私の知っている山里亮太こと山ちゃんは、ツッコミの天才だ。

天才が、天才をあきらめた???

天才は、計算などせずに自然とやったこと・言ったことを、周りが勝手に「特別だ」とか「変わっている」と思う。

と、山ちゃんは述べている。

それに対して山ちゃんは、周りに「特別だ」と意識させるように仕向けていたのだそうだ。

天才と凡人の違いは、この特別な行動を意識的にするか、しないかの意識の有無らしい。

外から見たら、同じ天才でも、中を知っている本人からすれば、自分を天才とは思えなかったのだろう。
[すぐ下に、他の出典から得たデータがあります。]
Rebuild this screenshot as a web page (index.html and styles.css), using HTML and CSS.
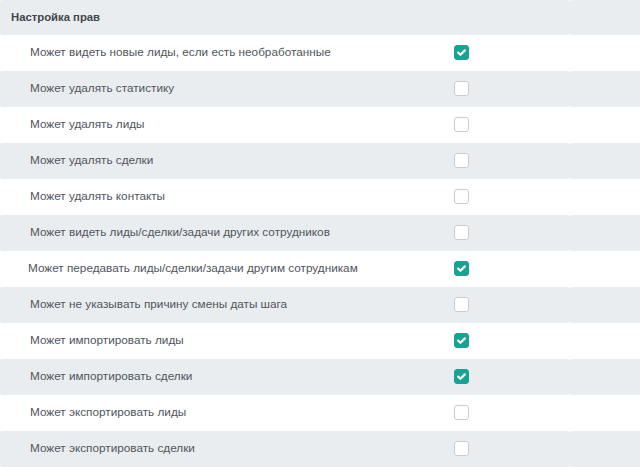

モテるために、何者かになるために、山ちゃんは、妬み嫉みをエネルギーに変え、必死に努力してもがいてもがいて、今の場所に辿り着いた。

天才はあきらめ、努力で天才と同じ場所に立ったのだ。

山ちゃんは努力の天才だ。

努力で天才になった。

このもがき努力した様がこの本には綴られている。

山ちゃんの名言が散りばめられていたり、知っている芸人とのエピソードも出てきて、ププッとなったり、ホロッときたりと、おもしろい。

自信をなくしているときに読むと、がんばろうと気持ちが上向きになる一冊だ。

自分の才能のなさに沈み黒いドロドロしたものに心が覆われている時に、山ちゃんが吐く毒が、自分では吐けない毒を、山ちゃんが代わりに、それ以上に吐いてくれているようで黒いものがなくなっていった。

また、若林さんの解説もおもしろく、山ちゃんとの出会いや想いが綴られており、優しくひねくれた愛情が伝わってくる。

読み終えた頃には、山ちゃんも若林さんも、この本に登場する全ての芸人が好きになった。

山ちゃんは、とりまく全ての人の魅力を引き出す天才でもあると思う。

天才は自分が天才だと気づかない

若林さんの書いているように、気づいていないだけで、山ちゃんはやっぱり、天才だ。